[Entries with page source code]

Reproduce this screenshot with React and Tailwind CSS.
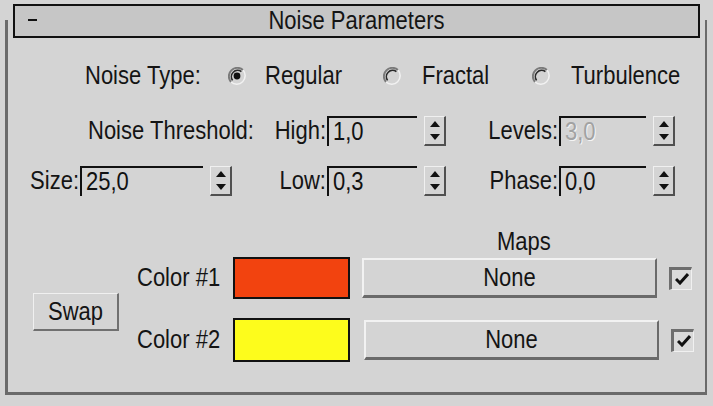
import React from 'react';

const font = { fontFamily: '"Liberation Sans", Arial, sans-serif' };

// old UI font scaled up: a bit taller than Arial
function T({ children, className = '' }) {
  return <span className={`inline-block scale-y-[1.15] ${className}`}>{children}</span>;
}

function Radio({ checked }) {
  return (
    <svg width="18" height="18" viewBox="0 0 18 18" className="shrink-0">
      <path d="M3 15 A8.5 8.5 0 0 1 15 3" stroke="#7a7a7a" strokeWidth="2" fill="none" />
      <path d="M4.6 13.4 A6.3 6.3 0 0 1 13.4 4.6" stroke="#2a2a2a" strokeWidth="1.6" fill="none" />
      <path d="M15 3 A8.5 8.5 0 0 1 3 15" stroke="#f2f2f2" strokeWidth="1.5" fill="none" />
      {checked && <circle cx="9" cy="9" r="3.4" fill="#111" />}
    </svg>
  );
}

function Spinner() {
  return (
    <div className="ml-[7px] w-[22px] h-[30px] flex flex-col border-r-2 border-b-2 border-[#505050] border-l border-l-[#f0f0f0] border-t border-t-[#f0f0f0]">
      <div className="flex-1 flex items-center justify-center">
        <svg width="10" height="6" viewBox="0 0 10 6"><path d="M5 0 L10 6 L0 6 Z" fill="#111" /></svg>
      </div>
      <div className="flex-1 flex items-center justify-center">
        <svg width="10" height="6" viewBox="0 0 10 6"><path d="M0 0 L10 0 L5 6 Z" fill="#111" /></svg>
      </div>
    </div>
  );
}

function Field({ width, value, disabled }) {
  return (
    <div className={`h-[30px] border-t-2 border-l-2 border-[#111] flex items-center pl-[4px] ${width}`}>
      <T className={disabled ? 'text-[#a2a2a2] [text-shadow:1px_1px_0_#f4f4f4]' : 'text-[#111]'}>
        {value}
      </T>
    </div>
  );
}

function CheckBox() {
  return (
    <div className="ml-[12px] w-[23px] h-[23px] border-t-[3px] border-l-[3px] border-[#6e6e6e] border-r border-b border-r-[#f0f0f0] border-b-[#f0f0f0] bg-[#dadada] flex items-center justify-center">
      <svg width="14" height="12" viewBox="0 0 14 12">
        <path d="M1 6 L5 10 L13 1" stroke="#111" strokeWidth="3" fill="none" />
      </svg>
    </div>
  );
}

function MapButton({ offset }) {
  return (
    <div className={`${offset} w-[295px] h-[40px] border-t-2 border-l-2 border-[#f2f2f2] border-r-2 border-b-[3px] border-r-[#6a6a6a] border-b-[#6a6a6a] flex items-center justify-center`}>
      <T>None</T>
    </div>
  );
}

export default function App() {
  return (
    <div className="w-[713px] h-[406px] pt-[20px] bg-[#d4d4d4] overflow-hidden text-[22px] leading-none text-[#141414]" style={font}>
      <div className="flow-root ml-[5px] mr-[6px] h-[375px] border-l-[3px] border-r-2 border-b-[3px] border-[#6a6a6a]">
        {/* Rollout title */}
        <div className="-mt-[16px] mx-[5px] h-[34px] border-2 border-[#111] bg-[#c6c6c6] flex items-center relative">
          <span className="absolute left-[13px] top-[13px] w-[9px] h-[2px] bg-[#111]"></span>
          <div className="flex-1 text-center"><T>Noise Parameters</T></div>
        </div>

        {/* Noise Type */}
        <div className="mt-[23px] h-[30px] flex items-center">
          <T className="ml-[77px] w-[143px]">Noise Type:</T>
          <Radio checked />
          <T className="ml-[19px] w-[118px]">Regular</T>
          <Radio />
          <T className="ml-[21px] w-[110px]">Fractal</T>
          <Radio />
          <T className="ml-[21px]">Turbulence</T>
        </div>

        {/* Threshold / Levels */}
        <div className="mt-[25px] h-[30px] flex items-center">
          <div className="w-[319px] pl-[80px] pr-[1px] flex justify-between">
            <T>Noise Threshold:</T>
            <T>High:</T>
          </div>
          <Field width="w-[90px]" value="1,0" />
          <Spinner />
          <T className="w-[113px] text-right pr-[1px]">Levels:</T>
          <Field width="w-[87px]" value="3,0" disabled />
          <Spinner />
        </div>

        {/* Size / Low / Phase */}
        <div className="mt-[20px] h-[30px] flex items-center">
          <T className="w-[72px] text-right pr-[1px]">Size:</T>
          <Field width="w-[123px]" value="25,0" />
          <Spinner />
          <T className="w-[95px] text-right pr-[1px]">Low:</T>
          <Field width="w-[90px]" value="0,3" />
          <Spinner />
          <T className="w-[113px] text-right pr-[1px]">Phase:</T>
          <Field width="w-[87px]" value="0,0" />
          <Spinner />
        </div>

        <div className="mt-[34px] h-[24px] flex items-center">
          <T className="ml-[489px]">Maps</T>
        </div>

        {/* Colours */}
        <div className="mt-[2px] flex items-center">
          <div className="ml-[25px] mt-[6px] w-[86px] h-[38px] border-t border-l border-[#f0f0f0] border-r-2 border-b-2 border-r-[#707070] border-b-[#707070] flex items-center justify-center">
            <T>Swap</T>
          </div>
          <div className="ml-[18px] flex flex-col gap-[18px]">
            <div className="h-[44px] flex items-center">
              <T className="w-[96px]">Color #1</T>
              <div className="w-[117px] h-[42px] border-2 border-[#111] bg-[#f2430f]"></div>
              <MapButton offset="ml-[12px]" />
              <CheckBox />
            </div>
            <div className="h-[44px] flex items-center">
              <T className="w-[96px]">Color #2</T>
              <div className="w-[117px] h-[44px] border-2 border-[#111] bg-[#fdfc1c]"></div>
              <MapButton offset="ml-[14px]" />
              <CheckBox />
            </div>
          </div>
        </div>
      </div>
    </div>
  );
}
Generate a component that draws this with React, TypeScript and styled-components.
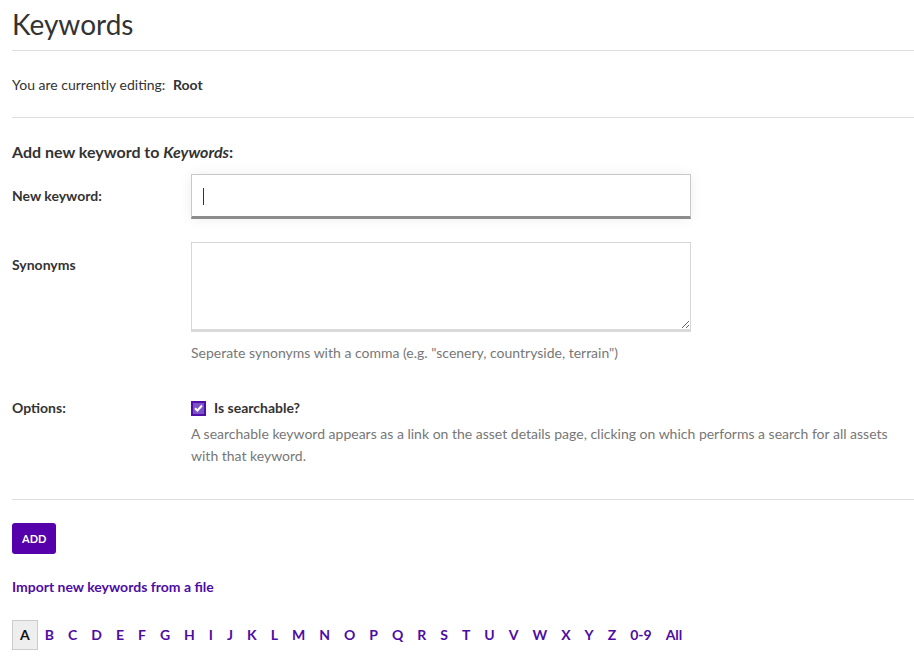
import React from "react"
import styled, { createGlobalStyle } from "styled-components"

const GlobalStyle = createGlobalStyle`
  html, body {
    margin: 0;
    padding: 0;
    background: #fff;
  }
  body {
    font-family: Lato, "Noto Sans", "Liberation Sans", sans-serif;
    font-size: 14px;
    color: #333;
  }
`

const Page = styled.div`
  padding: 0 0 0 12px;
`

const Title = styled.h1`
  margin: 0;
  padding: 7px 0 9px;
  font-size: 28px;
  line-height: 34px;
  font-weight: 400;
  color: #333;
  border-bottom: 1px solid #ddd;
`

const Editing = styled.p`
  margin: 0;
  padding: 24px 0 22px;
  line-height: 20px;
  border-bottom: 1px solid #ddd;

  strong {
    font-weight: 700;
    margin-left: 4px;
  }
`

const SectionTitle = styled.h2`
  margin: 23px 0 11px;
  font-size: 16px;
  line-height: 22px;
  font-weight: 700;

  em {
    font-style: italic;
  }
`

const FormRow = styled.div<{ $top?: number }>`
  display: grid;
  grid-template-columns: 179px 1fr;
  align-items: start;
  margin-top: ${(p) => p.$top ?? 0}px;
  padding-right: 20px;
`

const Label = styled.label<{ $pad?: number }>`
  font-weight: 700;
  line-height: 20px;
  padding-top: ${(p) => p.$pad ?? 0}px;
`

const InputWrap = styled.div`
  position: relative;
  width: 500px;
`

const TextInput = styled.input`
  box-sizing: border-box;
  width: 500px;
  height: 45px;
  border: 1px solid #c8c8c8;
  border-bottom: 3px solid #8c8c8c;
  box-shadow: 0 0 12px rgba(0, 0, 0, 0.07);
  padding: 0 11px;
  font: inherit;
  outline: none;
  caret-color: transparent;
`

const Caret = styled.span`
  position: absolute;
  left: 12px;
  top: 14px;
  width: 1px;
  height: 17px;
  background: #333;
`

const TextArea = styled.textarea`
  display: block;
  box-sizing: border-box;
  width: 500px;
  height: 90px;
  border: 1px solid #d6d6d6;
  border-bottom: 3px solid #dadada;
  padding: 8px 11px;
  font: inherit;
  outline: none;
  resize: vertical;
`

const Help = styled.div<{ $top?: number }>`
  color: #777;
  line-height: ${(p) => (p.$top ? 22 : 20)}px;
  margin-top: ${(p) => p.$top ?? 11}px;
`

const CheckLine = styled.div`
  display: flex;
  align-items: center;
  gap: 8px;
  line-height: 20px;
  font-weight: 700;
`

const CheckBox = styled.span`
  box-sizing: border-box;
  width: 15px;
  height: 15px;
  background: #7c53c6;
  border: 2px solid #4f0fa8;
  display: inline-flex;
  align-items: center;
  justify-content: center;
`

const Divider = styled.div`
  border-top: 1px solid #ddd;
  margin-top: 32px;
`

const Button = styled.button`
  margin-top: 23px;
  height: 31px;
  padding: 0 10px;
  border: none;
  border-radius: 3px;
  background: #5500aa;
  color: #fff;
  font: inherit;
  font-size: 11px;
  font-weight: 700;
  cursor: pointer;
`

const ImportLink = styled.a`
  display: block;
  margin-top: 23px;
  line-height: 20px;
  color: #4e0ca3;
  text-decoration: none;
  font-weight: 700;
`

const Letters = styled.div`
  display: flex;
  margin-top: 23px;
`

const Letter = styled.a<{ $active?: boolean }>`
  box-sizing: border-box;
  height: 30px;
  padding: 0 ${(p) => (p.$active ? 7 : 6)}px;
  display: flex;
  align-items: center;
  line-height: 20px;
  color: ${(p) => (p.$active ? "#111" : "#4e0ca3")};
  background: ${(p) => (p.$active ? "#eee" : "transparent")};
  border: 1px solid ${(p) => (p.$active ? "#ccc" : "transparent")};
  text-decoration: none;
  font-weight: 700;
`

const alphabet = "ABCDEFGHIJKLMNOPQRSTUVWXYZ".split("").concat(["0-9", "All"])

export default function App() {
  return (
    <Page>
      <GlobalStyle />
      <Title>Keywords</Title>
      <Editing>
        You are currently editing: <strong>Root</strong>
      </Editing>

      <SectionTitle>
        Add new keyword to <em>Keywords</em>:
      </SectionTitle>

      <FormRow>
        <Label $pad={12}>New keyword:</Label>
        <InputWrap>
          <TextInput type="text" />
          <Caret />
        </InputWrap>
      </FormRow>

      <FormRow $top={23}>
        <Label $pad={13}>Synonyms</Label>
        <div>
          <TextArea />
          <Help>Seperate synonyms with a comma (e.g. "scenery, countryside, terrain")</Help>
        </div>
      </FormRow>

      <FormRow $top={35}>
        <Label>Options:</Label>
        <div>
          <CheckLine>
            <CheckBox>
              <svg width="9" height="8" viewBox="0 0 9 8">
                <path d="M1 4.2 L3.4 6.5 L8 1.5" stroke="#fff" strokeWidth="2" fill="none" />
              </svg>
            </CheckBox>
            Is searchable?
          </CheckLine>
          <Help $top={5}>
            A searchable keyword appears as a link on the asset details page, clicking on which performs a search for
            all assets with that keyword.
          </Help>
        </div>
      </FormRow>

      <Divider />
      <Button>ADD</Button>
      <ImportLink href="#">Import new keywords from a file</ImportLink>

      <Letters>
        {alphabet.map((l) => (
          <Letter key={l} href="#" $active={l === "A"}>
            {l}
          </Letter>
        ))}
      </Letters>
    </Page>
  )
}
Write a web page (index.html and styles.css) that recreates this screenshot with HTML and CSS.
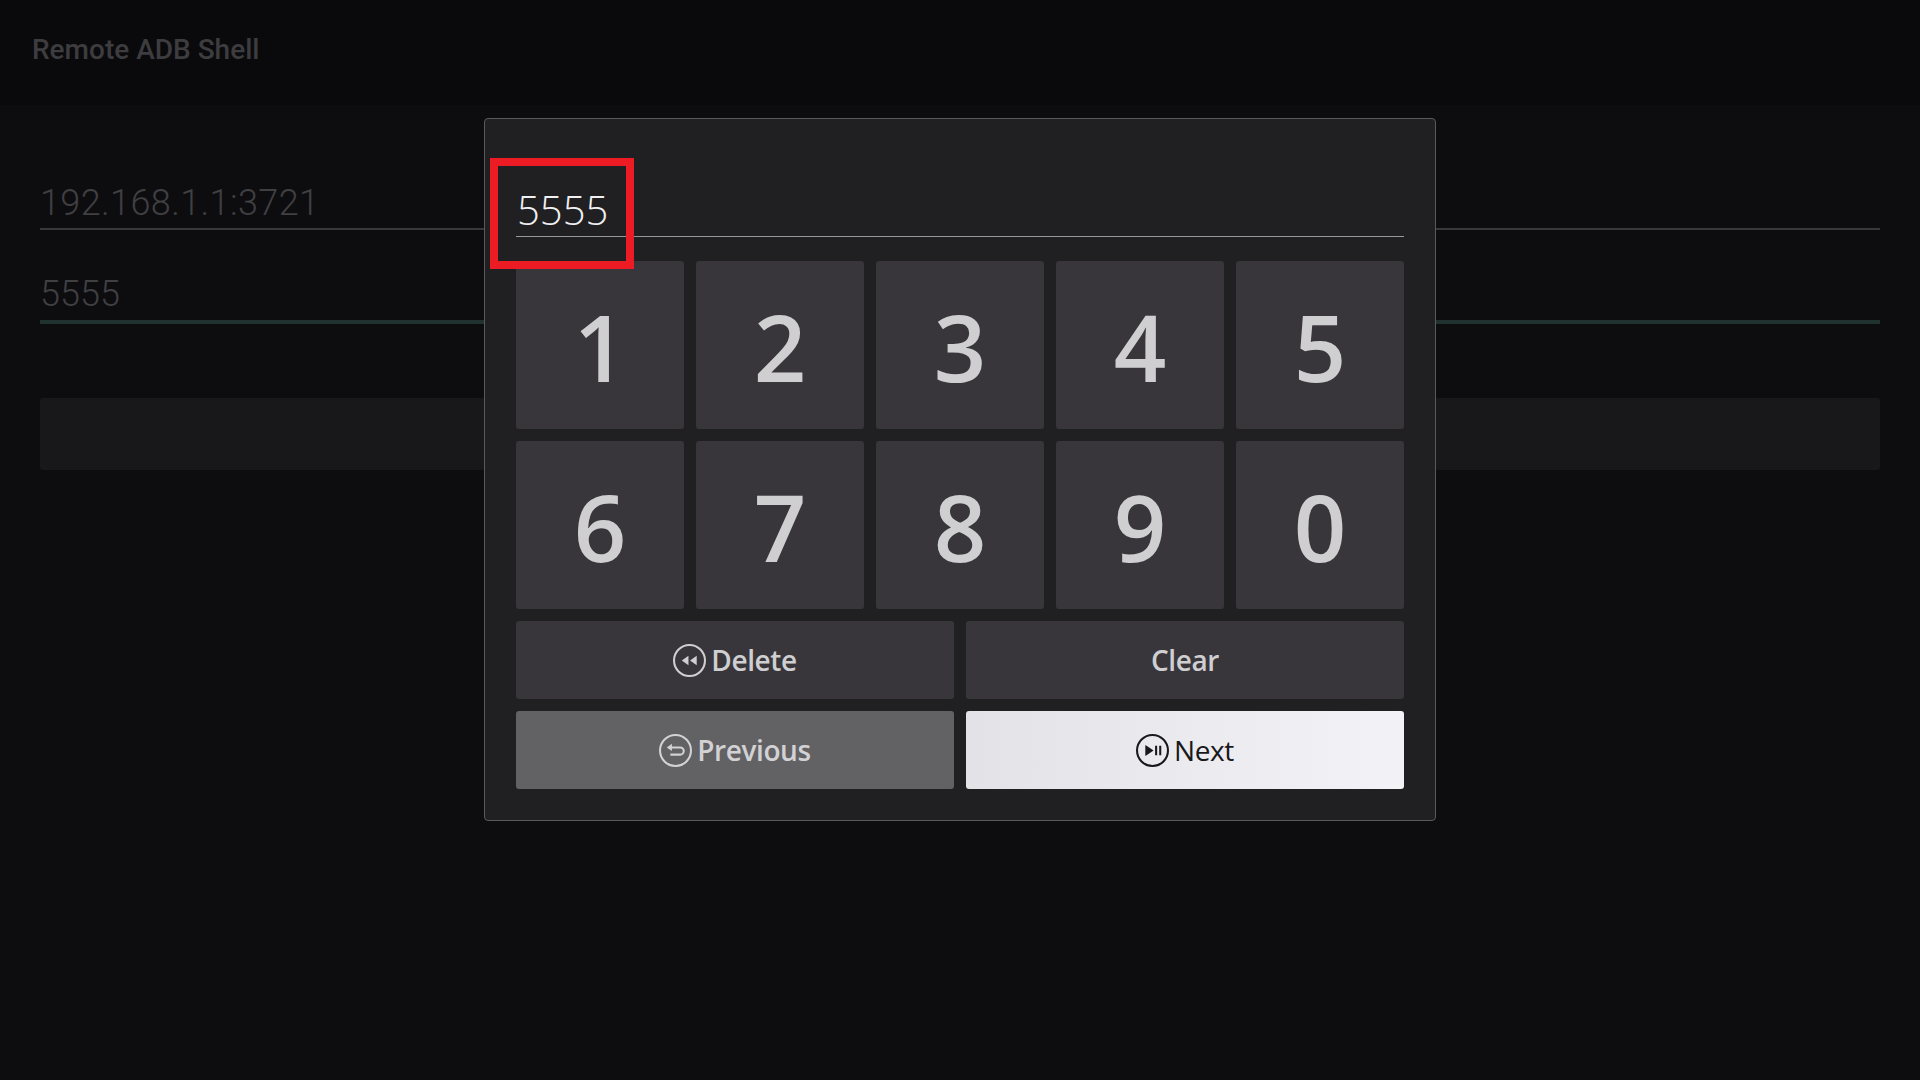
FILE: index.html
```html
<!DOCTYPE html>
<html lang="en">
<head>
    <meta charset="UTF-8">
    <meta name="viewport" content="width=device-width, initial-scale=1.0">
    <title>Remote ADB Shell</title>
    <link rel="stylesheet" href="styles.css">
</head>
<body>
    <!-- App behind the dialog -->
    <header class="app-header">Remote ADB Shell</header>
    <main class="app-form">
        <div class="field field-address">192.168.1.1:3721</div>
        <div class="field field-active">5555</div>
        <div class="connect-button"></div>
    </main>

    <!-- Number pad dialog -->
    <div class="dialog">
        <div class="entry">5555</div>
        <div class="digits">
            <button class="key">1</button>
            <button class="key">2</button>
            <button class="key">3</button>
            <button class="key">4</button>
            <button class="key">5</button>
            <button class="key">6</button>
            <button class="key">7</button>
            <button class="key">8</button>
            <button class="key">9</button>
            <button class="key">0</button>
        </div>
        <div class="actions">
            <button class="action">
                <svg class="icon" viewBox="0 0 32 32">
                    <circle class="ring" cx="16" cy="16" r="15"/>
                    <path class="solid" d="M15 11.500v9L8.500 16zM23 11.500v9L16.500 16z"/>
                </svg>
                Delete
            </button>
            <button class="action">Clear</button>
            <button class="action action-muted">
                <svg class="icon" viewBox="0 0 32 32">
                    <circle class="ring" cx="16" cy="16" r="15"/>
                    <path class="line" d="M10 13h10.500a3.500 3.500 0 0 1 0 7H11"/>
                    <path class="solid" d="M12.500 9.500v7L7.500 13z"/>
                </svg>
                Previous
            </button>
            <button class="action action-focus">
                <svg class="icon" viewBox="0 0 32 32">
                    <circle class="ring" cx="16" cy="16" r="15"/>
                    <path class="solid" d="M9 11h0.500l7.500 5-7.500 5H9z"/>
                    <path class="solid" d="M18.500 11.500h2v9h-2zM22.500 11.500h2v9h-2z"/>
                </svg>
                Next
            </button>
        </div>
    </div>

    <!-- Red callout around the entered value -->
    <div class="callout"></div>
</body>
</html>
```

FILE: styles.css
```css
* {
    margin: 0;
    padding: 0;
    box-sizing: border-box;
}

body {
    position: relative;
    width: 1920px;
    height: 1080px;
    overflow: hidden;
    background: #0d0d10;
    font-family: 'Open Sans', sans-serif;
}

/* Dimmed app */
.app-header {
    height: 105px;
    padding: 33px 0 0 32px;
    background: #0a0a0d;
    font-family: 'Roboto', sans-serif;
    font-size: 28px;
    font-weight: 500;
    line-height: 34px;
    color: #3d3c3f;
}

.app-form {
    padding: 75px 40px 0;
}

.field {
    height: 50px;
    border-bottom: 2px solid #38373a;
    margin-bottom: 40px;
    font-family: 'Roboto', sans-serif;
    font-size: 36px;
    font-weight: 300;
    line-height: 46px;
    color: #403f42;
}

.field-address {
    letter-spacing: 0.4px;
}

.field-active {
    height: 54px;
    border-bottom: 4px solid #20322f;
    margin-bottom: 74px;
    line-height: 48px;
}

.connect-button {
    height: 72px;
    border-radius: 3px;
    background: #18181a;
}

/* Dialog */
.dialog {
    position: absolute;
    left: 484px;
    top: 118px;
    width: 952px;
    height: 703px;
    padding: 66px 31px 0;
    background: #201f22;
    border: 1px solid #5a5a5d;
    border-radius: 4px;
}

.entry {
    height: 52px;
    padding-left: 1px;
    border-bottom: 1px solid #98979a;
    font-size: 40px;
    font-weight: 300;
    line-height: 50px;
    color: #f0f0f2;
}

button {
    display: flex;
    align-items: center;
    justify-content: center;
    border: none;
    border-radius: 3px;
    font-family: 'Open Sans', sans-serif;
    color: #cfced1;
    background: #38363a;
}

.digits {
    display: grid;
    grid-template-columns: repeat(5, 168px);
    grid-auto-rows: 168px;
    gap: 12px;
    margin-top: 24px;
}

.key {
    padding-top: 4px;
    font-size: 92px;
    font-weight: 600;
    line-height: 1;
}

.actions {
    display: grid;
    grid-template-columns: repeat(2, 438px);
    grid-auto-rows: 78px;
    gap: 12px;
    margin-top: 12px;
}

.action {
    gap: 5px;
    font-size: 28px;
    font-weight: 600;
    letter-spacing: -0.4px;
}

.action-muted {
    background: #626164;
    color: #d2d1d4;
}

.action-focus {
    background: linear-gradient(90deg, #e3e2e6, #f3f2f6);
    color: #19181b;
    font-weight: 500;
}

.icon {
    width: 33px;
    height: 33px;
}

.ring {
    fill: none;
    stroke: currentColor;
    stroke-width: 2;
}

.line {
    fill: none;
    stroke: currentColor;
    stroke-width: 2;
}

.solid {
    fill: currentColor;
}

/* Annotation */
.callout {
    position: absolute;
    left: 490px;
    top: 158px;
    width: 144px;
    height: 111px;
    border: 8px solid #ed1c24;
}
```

(SHORT TASK) Copy every line of the data that holds the string "React".

(SOLUTION TO THE PROBLEM)
Reproduce this screenshot with React and Tailwind CSS.
import React from 'react';
Generate a component that draws this with React, TypeScript and styled-components.
import React from "react"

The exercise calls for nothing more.